American albino alligator (1995–2025)

Claude (September 15, 1995 - December 2, 2025) was an albino American alligator (Alligator mississippiensis), who was housed at the California Academy of Sciences in San Francisco, California.

==Biography==
Claude was hatched on September 15, 1995, in Louisiana weighing 2 oz at birth. He was born lacking entirely in pigmentation, a form of albinism which endangered his survival in the wild. (Albino alligators have difficulty blending into their surroundings, and tend to also have poor eyesight, making them "easy pickings for predators") Claude was initially raised at the St. Augustine Alligator Farm Zoological Park in Florida.

Claude was taken to the California Academy of Sciences in 2008. The drivers who transported him from Florida traded shifts and slept in the truck, because Claude and the rattlesnake they were also transporting could not be easily accommodated in a motel. Claude was originally housed with a non-albino female alligator named Bonnie. In January 2009, Bonnie bit one of Claude's right fingers. The finger developed an infection and needed to be amputated. Bonnie was subsequently moved back to Florida. In April 2025, the California Academy of Sciences launched the 'Claude Cam', a 24/7 livestream of Claude. Claude was used as a teaching tool, and eventually came to be a beloved emblem of the Academy of Sciences. He was trained with voice commands and, according to biologist Emma Kocina, knew his name.
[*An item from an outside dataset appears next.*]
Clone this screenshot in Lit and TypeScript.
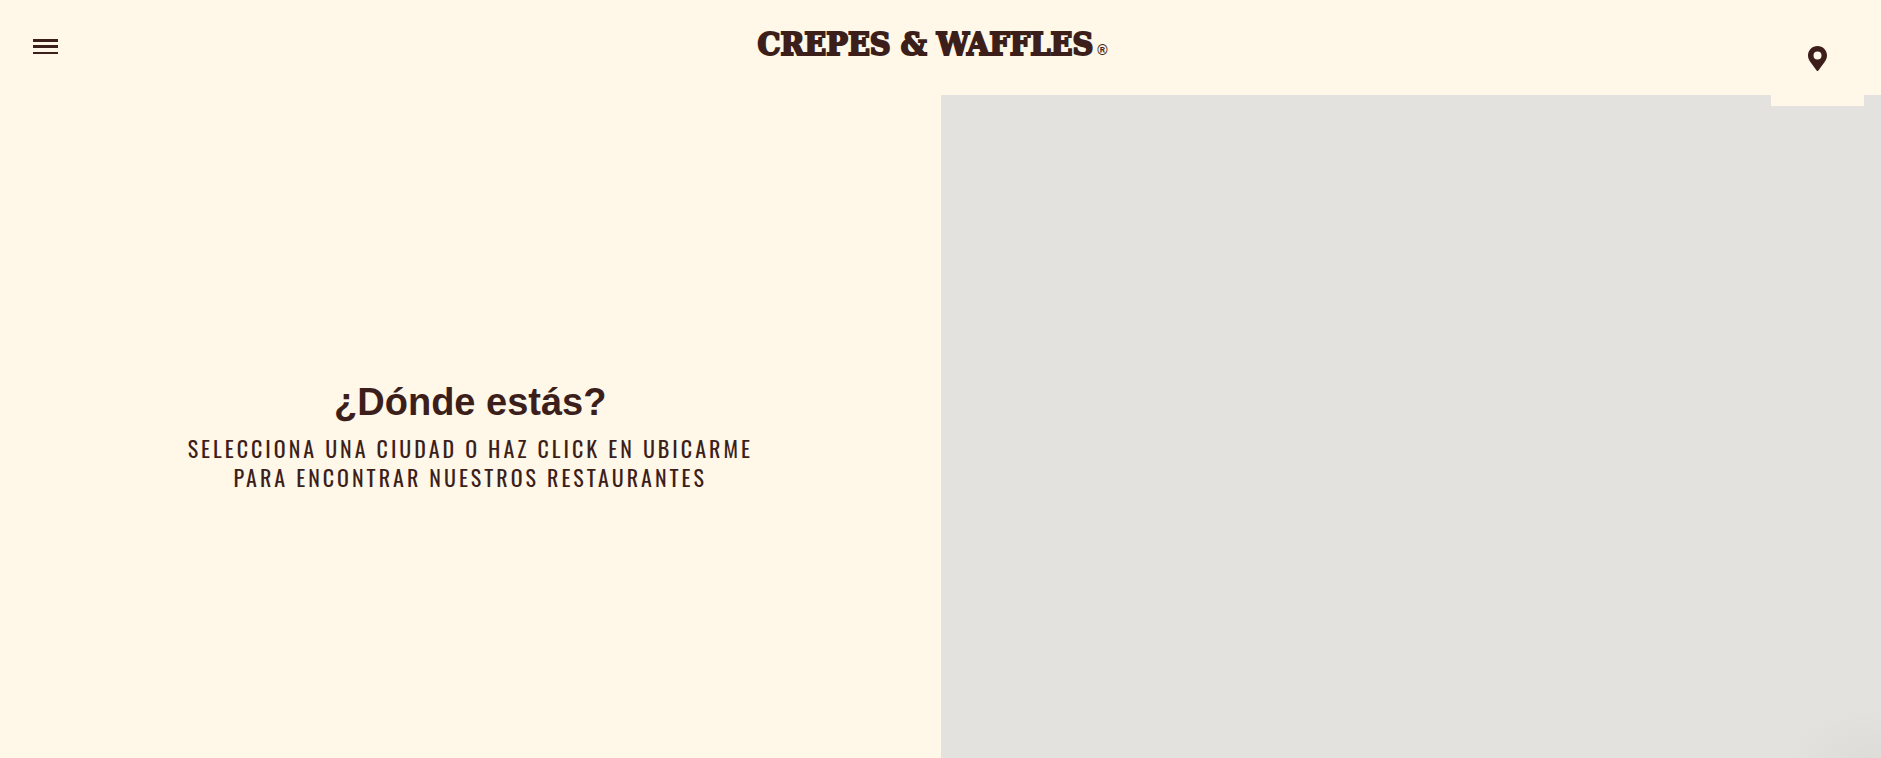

Claude weighed 300 lb and was 10 ft long by 2025. He had 76 teeth. His albinism made him completely white, with pink eyes, because he lacked the pigment melanin. He had poor eyesight due to his albinism.

Claude died on December 2, 2025, at the age of 30. His appetite had declined prior to his death and he had been treated for a suspected infection; a necropsy revealed that he died of liver cancer.

==In media==
Claude is the subject of a children's book called Claude: The True Story of a White Alligator.

==Popular significance==
Claude's 'animal ambassador' role for San Francisco has been compared to the mountain lion P-22 for Los Angeles, Flaco the owl for New York City, and Fiona the hippo for Cincinnati. Following his death, a street in Golden Gate Park was renamed to "Claude the Alligator Way".